The AI Multiplier: Why Your "Organic Capabilities" Matter More Than Ever
Nicholas Thompson, CEO of The Atlantic, said something on Beyond the Prompt that stopped me cold:
"There's no point in the future where I can imagine that strengthening our 'unwired faculties' won't matter. If you can bench 200 naturally, then when you attach AI, you bench a thousand. If you can only bench 100, even when you attach AI, you can still only bench 500."
Read that again. The math is brutal—and essential.
AI doesn't give everyone the same lift. It multiplies what you bring. And right now, while we're expanding investment in human capability development at Stanford, I'm watching corporate leaders make a catastrophic calculation error.
The Paradox We're Living
Here's what's fascinating: at Stanford—where I’ve been fortunate to teach the last 16 years—the d.school has become one of the most sought-after programs on campus. Not despite AI, but alongside it. We keep expanding enrollment. Students are flooding our courses on creativity, innovation, and design thinking at rates we've never seen before.

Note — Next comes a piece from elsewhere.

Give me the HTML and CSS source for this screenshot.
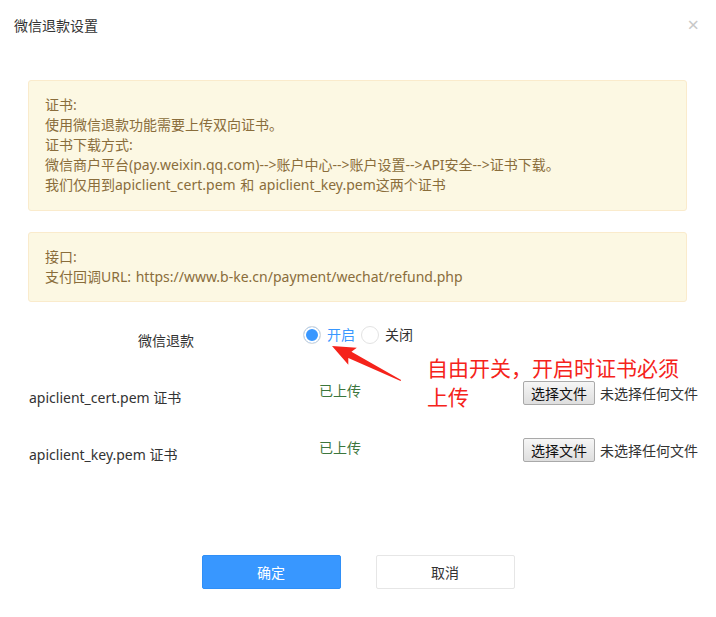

Why? Because the smartest 18-year-olds in the world have done the math Thompson described. They've realized that in an AI-augmented future, what will differentiate them isn't access to technology. Everyone will have that. What will differentiate them is their ability to empathize with other humans, identify meaningful problems, generate unexpected insights, and push creative boundaries.
We aren't teaching less design thinking because of AI. We're teaching more.
Meanwhile, I just got off a call with a global company with 80,000 employees. Over the past eight years, they'd invested heavily training 800 people (checks calculator: that’s 1% of their workforce) in innovation methodology. Real investment. Deep capability building. Measurable results. People who can actually innovate, not just talk about it.
Then AI arrived.
And leadership asked me: "Should we keep investing in this training, or should we redirect that budget to AI tools?"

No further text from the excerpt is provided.